At that point, I began to grasp that I had had a near death experience. I was impressed.  Five mentions of death. This was important. If I woke up, I thought, great stuff to write.

I ought to say that there are many people in the world I consider much sicker and closer to death than I was – people in combat, in awful accidents, plane crashes, people who have been assaulted or shot, people with diseases and illnesses more severe than a broken heart, people who starve or nearly killed in unexpected ways.

If I was near death, I never knew it or sensed it or felt it, it was told to me retrospectively, I did not experience the sensation of it or have a chance to be frightened or overwhelmed by it. Still, this idea of death and me was shocking, the chaplain said my heart and body would surely have sensed it, he said the experience would change me. One friend told me when I got home that I seemed “softer” than before the surgery, I didn’t have the heart to tell her I was just on pain killers. But the surgery and the idea of my death altered me in several ways that I do know and have come to recognize.

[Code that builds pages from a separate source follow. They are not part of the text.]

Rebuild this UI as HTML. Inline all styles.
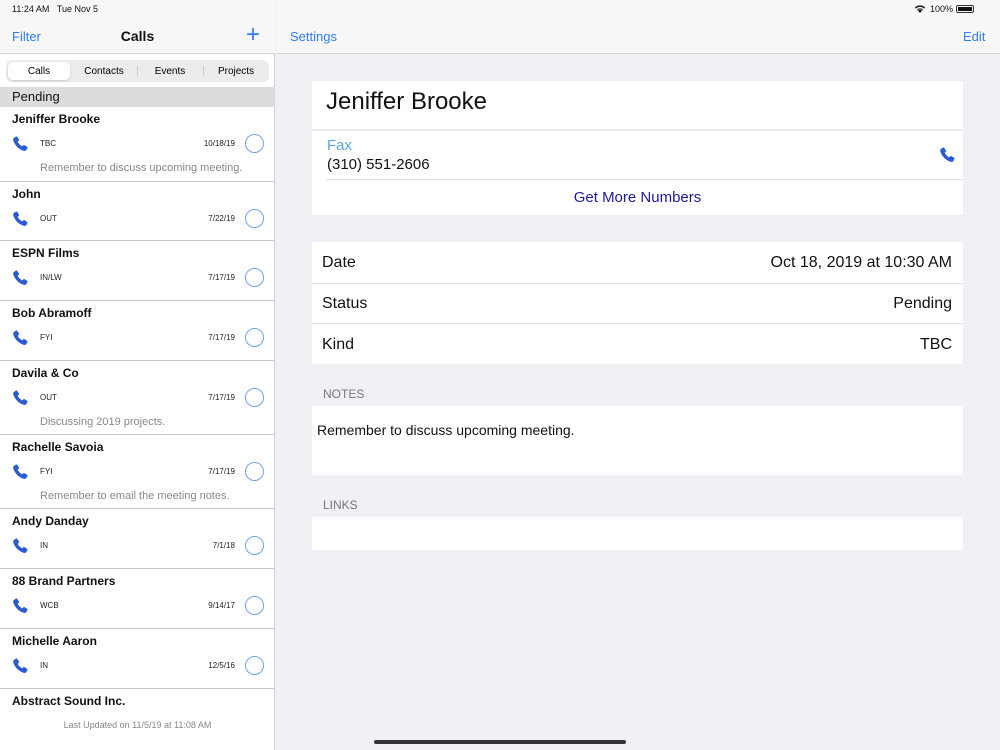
<!DOCTYPE html>
<html><head><meta charset="utf-8"><style>
*{margin:0;padding:0;box-sizing:border-box}
body{width:1000px;height:750px;overflow:hidden;font-family:"Liberation Sans",sans-serif;background:#f0f0f5;position:relative}
.abs{position:absolute}
#left{left:0;top:0;width:275px;height:750px;background:#fff;border-right:1px solid #d0d0d4}
.nav{background:#f7f7f7}
.blue{color:#2f7cf6}
.row{position:absolute;left:0;width:275px;border-bottom:1px solid #c8c8cc}
.row .n{position:absolute;left:12px;top:5px;font-size:12px;font-weight:bold;color:#111}
.row .k{position:absolute;left:40px;top:32px;font-size:8px;color:#222}
.row .d{position:absolute;right:40px;top:32px;font-size:8px;color:#222}
.row .c{position:absolute;left:245px;top:27px;width:19px;height:19px;border:1.3px solid #6fa3ea;border-radius:50%}
.row .t{position:absolute;left:40px;top:55px;font-size:11px;color:#888}
.row svg{position:absolute;left:11px;top:28px}
.card{position:absolute;left:312px;width:651px;background:#fff}
.line{position:absolute;left:312px;width:651px;height:1px;background:#e2e2e6}
.lab{position:absolute;left:10px;font-size:16px;color:#111}
.val{position:absolute;right:11px;font-size:16px;color:#111}
</style></head><body>
<div id="left" class="abs">
 <div class="abs nav" style="left:0;top:0;width:275px;height:54px;border-bottom:1px solid #d6d6da"></div>
 <div class="abs" style="left:12px;top:4px;font-size:9px;color:#111">11:24 AM&nbsp;&nbsp;&nbsp;Tue Nov 5</div>
 <div class="abs blue" style="left:12px;top:29px;font-size:13px">Filter</div>
 <div class="abs" style="left:0;width:275px;text-align:center;top:28px;font-size:14px;font-weight:bold;color:#111">Calls</div>
 <div class="abs blue" style="left:246px;top:21px;font-size:24px;font-weight:300">+</div>
 <div class="abs" style="left:6px;top:60px;width:263px;height:22px;background:#ececef;border-radius:6px"></div>
 <div class="abs" style="left:8px;top:62px;width:62px;height:18px;background:#fff;border-radius:5px;box-shadow:0 1px 2px rgba(0,0,0,.15)"></div>
 <div class="abs" style="left:137px;top:66px;width:1px;height:10px;background:#ccc"></div>
 <div class="abs" style="left:203px;top:66px;width:1px;height:10px;background:#ccc"></div>
 <div class="abs" style="left:8px;top:66px;width:62px;text-align:center;font-size:10px">Calls</div>
 <div class="abs" style="left:71px;top:66px;width:66px;text-align:center;font-size:10px">Contacts</div>
 <div class="abs" style="left:137px;top:66px;width:66px;text-align:center;font-size:10px">Events</div>
 <div class="abs" style="left:203px;top:66px;width:66px;text-align:center;font-size:10px">Projects</div>
 <div class="abs" style="left:0;top:87px;width:275px;height:20px;background:#dcdcdf"></div>
 <div class="abs" style="left:12px;top:89px;font-size:13px;color:#111">Pending</div>
</div>
<div id="rows"></div>
<div class="abs" style="left:0;width:275px;top:720px;text-align:center;font-size:9px;color:#888">Last Updated on 11/5/19 at 11:08 AM</div>

<div class="abs nav" style="left:276px;top:0;width:724px;height:54px;border-bottom:1px solid #d6d6da"></div>
<div class="abs" style="left:930px;top:4px;font-size:9px;color:#111">100%</div>
<div class="abs" style="left:956px;top:5px;width:18px;height:8px;border:1px solid #333;border-radius:2px;padding:1px"><div style="background:#111;height:100%"></div></div>
<svg class="abs" style="left:914px;top:4px" width="12" height="9" viewBox="0 0 12 9"><path d="M6 9 L8 6.5 A3 3 0 0 0 4 6.5Z M1 3.5 A7 7 0 0 1 11 3.5 L10 4.6 A5.5 5.5 0 0 0 2 4.6Z M3 5.6 A4.3 4.3 0 0 1 9 5.6 L8.3 6.3 A3.3 3.3 0 0 0 3.7 6.3Z" fill="#111"/></svg>
<div class="abs blue" style="left:290px;top:29px;font-size:13px">Settings</div>
<div class="abs blue" style="left:963px;top:29px;font-size:13px">Edit</div>

<div class="card" style="top:81px;height:134px"></div>
<div class="abs" style="left:326px;top:88px;font-size:24px;color:#111">Jeniffer Brooke</div>
<div class="abs" style="left:312px;top:129px;width:651px;height:2px;background:#ececf0"></div>
<div class="abs" style="left:327px;top:137px;font-size:15px;color:#5aa4e0">Fax</div>
<div class="abs" style="left:327px;top:156px;font-size:15px;color:#111">(310) 551-2606</div>
<svg class="abs" style="left:938px;top:146px" width="18" height="18" viewBox="0 0 24 24"><path d="M6.6 2.2c.7-.4 1.4-.2 1.8.4l2.1 3.3c.4.6.3 1.3-.2 1.8L9 9c.8 2.2 3.6 5.2 6 6.1l1.3-1.3c.5-.5 1.2-.6 1.8-.2l3.3 2.1c.6.4.8 1.1.4 1.8l-1 2c-.7 1.3-2.1 2-3.5 1.6C10.5 19.3 4.7 13.5 3 6.8 2.6 5.4 3.3 4 4.6 3.3z" fill="#2a5bd7"/></svg>
<div class="line" style="top:179px;left:326px;width:637px"></div>
<div class="abs" style="left:312px;width:651px;text-align:center;top:189px;font-size:15px;color:#1a1a9a">Get More Numbers</div>

<div class="card" style="top:242px;height:122px"></div>
<div class="line" style="top:283px"></div><div class="line" style="top:323px"></div>
<div class="abs" style="left:312px;top:242px;width:651px;height:122px">
 <div class="lab" style="top:12px">Date</div><div class="val" style="top:12px">Oct 18, 2019 at 10:30 AM</div>
 <div class="lab" style="top:53px">Status</div><div class="val" style="top:53px">Pending</div>
 <div class="lab" style="top:94px">Kind</div><div class="val" style="top:94px">TBC</div>
</div>
<div class="abs" style="left:323px;top:387px;font-size:12px;color:#777">NOTES</div>
<div class="card" style="top:406px;height:69px"></div>
<div class="abs" style="left:317px;top:422px;font-size:14px;color:#111">Remember to discuss upcoming meeting.</div>
<div class="abs" style="left:323px;top:498px;font-size:12px;color:#777">LINKS</div>
<div class="card" style="top:517px;height:33px"></div>
<div class="abs" style="left:374px;top:740px;width:252px;height:4px;border-radius:2px;background:#333"></div>

<script>
var R=[["Jeniffer Brooke","TBC","10/18/19","Remember to discuss upcoming meeting.",107,75],
["John","OUT","7/22/19","",182,59],["ESPN Films","IN/LW","7/17/19","",241,60],
["Bob Abramoff","FYI","7/17/19","",301,60],["Davila &amp; Co","OUT","7/17/19","Discussing 2019 projects.",361,74],
["Rachelle Savoia","FYI","7/17/19","Remember to email the meeting notes.",435,74],
["Andy Danday","IN","7/1/18","",509,60],["88 Brand Partners","WCB","9/14/17","",569,60],
["Michelle Aaron","IN","12/5/16","",629,60]];
var ph='<svg width="18" height="18" viewBox="0 0 24 24"><path d="M6.6 2.2c.7-.4 1.4-.2 1.8.4l2.1 3.3c.4.6.3 1.3-.2 1.8L9 9c.8 2.2 3.6 5.2 6 6.1l1.3-1.3c.5-.5 1.2-.6 1.8-.2l3.3 2.1c.6.4.8 1.1.4 1.8l-1 2c-.7 1.3-2.1 2-3.5 1.6C10.5 19.3 4.7 13.5 3 6.8 2.6 5.4 3.3 4 4.6 3.3z" fill="#2a5bd7"/></svg>';
var h='';R.forEach(function(r){h+='<div class="row" style="top:'+r[4]+'px;height:'+r[5]+'px"><div class="n">'+r[0]+'</div>'+ph+'<div class="k">'+r[1]+'</div><div class="d">'+r[2]+'</div><div class="c"></div>'+(r[3]?'<div class="t">'+r[3]+'</div>':'')+'</div>'});
h+='<div class="row" style="top:689px;height:30px;border:none"><div class="n">Abstract Sound Inc.</div></div>';
document.getElementById('rows').innerHTML=h;
</script>
</body></html>
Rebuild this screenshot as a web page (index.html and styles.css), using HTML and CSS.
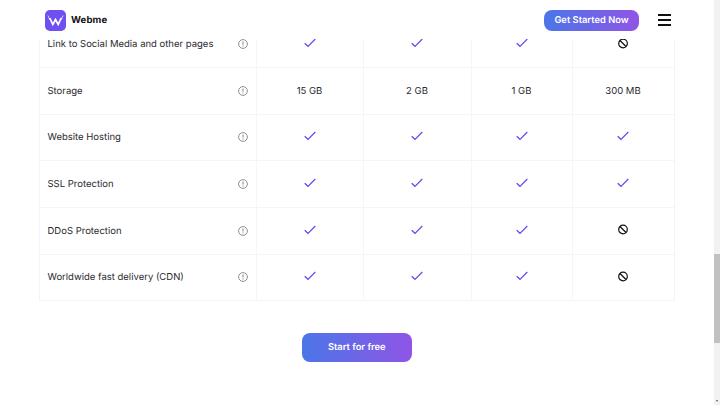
FILE: index.html
```html
<!DOCTYPE html>
<html lang="en">
<head>
<meta charset="utf-8">
<title>Webme</title>
<link rel="stylesheet" href="styles.css">
</head>
<body>
<svg class="defs" width="0" height="0" aria-hidden="true">
  <defs>
    <symbol id="check" viewBox="0 0 12 10"><path d="M.7 5.2 4 8.3 11.3 1" fill="none" stroke="currentColor" stroke-width="1.2"/></symbol>
    <symbol id="no" viewBox="0.5 0 11 11"><circle cx="5.5" cy="5.5" r="4.3" fill="none" stroke="currentColor" stroke-width="1.2"/><path d="M2.5 2.5 8.5 8.5" stroke="currentColor" stroke-width="1.2"/></symbol>
    <symbol id="info" viewBox="0 0 10 10"><circle cx="5" cy="5" r="4.4" fill="none" stroke="currentColor" stroke-width="1"/><path d="M5 2.6V5.6M5 6.6V7.6" stroke="currentColor" stroke-width="1.1"/></symbol>
  </defs>
</svg>
<div class="page">
  <header class="topbar">
    <a class="brand">
      <span class="logo"><svg width="17" height="12" viewBox="0 0 17 12"><path d="M2.8 4 5.8 10.5 8.5 5.5 11.2 10.5 14.2 4" fill="none" stroke="#fff" stroke-width="1.7"/><path d="M1 1.5 2.8 6M16 1.5 14.2 6" fill="none" stroke="#fff" stroke-opacity=".7" stroke-width="1"/></svg></span>
      <span class="brand-name">Webme</span>
    </a>
    <div class="topbar-actions">
      <a class="cta cta-small">Get Started Now</a>
      <span class="burger"><i></i><i></i><i></i></span>
    </div>
  </header>
  <main class="content">
    <table class="compare">
      <tbody>
        <tr><td class="feature"><div class="feature-inner"><span class="label">Link to Social Media and other pages</span><svg class="info"><use href="#info"/></svg></div></td><td><svg class="check"><use href="#check"/></svg></td><td><svg class="check"><use href="#check"/></svg></td><td><svg class="check"><use href="#check"/></svg></td><td><svg class="no"><use href="#no"/></svg></td></tr>
        <tr><td class="feature"><div class="feature-inner"><span class="label">Storage</span><svg class="info"><use href="#info"/></svg></div></td><td class="value">15 GB</td><td class="value">2 GB</td><td class="value">1 GB</td><td class="value">300 MB</td></tr>
        <tr><td class="feature"><div class="feature-inner"><span class="label">Website Hosting</span><svg class="info"><use href="#info"/></svg></div></td><td><svg class="check"><use href="#check"/></svg></td><td><svg class="check"><use href="#check"/></svg></td><td><svg class="check"><use href="#check"/></svg></td><td><svg class="check"><use href="#check"/></svg></td></tr>
        <tr><td class="feature"><div class="feature-inner"><span class="label">SSL Protection</span><svg class="info"><use href="#info"/></svg></div></td><td><svg class="check"><use href="#check"/></svg></td><td><svg class="check"><use href="#check"/></svg></td><td><svg class="check"><use href="#check"/></svg></td><td><svg class="check"><use href="#check"/></svg></td></tr>
        <tr><td class="feature"><div class="feature-inner"><span class="label">DDoS Protection</span><svg class="info"><use href="#info"/></svg></div></td><td><svg class="check"><use href="#check"/></svg></td><td><svg class="check"><use href="#check"/></svg></td><td><svg class="check"><use href="#check"/></svg></td><td><svg class="no"><use href="#no"/></svg></td></tr>
        <tr><td class="feature"><div class="feature-inner"><span class="label">Worldwide fast delivery (CDN)</span><svg class="info"><use href="#info"/></svg></div></td><td><svg class="check"><use href="#check"/></svg></td><td><svg class="check"><use href="#check"/></svg></td><td><svg class="check"><use href="#check"/></svg></td><td><svg class="no"><use href="#no"/></svg></td></tr>
      </tbody>
    </table>
    <div class="action"><a class="cta cta-large">Start for free</a></div>
  </main>
  <div class="scrollbar"><div class="thumb"></div><div class="arrow"></div></div>
</div>
</body>
</html>
```
FILE: styles.css
```css
* { box-sizing: border-box; }
html, body { margin: 0; height: 100%; overflow: hidden; }
body { background: #fff; color: #2a2a30; font-family: Inter, "Liberation Sans", sans-serif; text-rendering: geometricPrecision; }
.defs { position: absolute; }
.page { display: flex; height: 405px; position: relative; }
.topbar {
  position: absolute; top: 0; left: 0; right: 6px; height: 39px; z-index: 2;
  background: #fff; display: flex; align-items: center; justify-content: space-between;
  padding: 1px 43px 0 45px;
}
.brand { display: flex; align-items: center; gap: 5px; }
.logo {
  width: 21px; height: 21px; border-radius: 5px; background: #6e4ff0;
  display: flex; align-items: center; justify-content: center;
}
.brand-name { font-size: 9.6px; font-weight: 700; color: #111; letter-spacing: .1px; }
.topbar-actions { display: flex; align-items: center; gap: 19px; }
.cta {
  display: flex; align-items: center; justify-content: center; color: #fff; font-weight: 600;
  background: linear-gradient(90deg, #4b76e8, #8f55e6);
}
.cta-small { width: 95px; height: 21px; border-radius: 8px; font-size: 9.35px; }
.cta-large { width: 109.5px; height: 28.5px; border-radius: 8px; font-size: 9.35px; padding-top: 1px; }
.burger { display: flex; flex-direction: column; gap: 3px; width: 13px; }
.burger i { display: block; height: 2px; background: #111; }
.content { flex: 1; min-width: 0; padding: 20.3px 40px 0 38.5px; }
.compare { border-collapse: collapse; table-layout: fixed; width: 635px; font-size: 9.5px; }
.compare td { height: 46.66px; border: 1px solid #f4f4fb; text-align: center; padding: 0; vertical-align: middle; }
.compare td:nth-child(1) { width: 217px; }
.compare td:nth-child(2) { width: 107px; }
.compare td:nth-child(3) { width: 108px; }
.compare td:nth-child(4) { width: 101px; }
.compare td:nth-child(5) { width: 102px; }
.feature { text-align: left !important; }
.feature-inner { display: flex; align-items: center; justify-content: space-between; padding: 0 8px 0 8px; }
.label { padding-top: 1px; }
.value { padding-top: 1px !important; }
.info { width: 10px; height: 10px; color: #8f8f8f; }
.check { width: 12px; height: 10px; color: #6a45ee; display: block; margin: -2px auto 0; }
.no { width: 11px; height: 11px; color: #111; display: block; margin: -2px auto 0; }
.action { display: flex; justify-content: center; margin-top: 32px; padding-left: 1px; }
.scrollbar { width: 6px; background: #f1f1f1; position: relative; }
.thumb { position: absolute; left: 0; right: 0; top: 254px; height: 89px; background: #c1c1c1; }
.arrow { position: absolute; left: 2px; bottom: 2px; width: 0; height: 0; border: 1px solid transparent; border-top: 2px solid #555; }
```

I have felt both more emotional and vulnerable at times, although that is diminishing.

I have a keener awareness of the value of time, and the important of living meaningfully. Once you are told you might have died, you begin thinking about how you might live. In fact, in the months before the surgery, I was getting so tired and feeling so weary I was beginning to prepare for the end of my life, starting to get my affairs in order.

Now, I am preparing for life, not death, and starting to get my affairs in order. It sounds the same, but there is a big difference.

Then, there is finally a club that will have me. People who have come near death are a community, a fraternity and sorority, we find one another, we give each other hugs and pats on the backs, we have been to the same place and care for one another. It is a beautiful and surprising thing for me.

And there are practical, but still spiritual things.  I am getting more blood and oxygen to my brain and body, about 95 per cent more. I am writing more, taking more photos I love, making more plans, working with more energy and clarity. Spiritually, I feel a great sense of calm and purpose to my life, silly things seem too small, anger seems a waste of precious time, regret seems almost ridiculous to me. I will not waste my time in this world on anger or fear.

A broken heart can never completely heal, not in love, not in life. Sooner or later, it will fail, as happens to almost everyone eventually, perhaps sooner for people with chronic heart disease. I have to watch it, and closely. I think that is liberating in so many ways, I think the purpose of challenge and struggle is to remind us us to use our time well, to be good to other people, to find love and cherish it and to remember what is truly important in life. My near death experience, like almost everything else of meaning in life, was a gift, I believe it has left me with a deeper, richer, fuller and more creative life.

How ironic, that in so many ways I am healthier than I have ever been.

In the early morning hours after my surgery, when I was beginning to awaken, I had the richest and most powerful dreams, I felt I was face to face with death in a beautiful open field, I felt we were seeing one another clearly for the first time. I think my late dog Rose was running in the fields beyond, Maria was calling to me.  Rose always came running when I was in trouble, so does Maria. Was this just a dream? A vision? A portent? Of course, I do not know and cannot ever know.

It may have been a dream, but it was also the truth, and I am wiser and better for having encountered it. This is what it means to be a human being.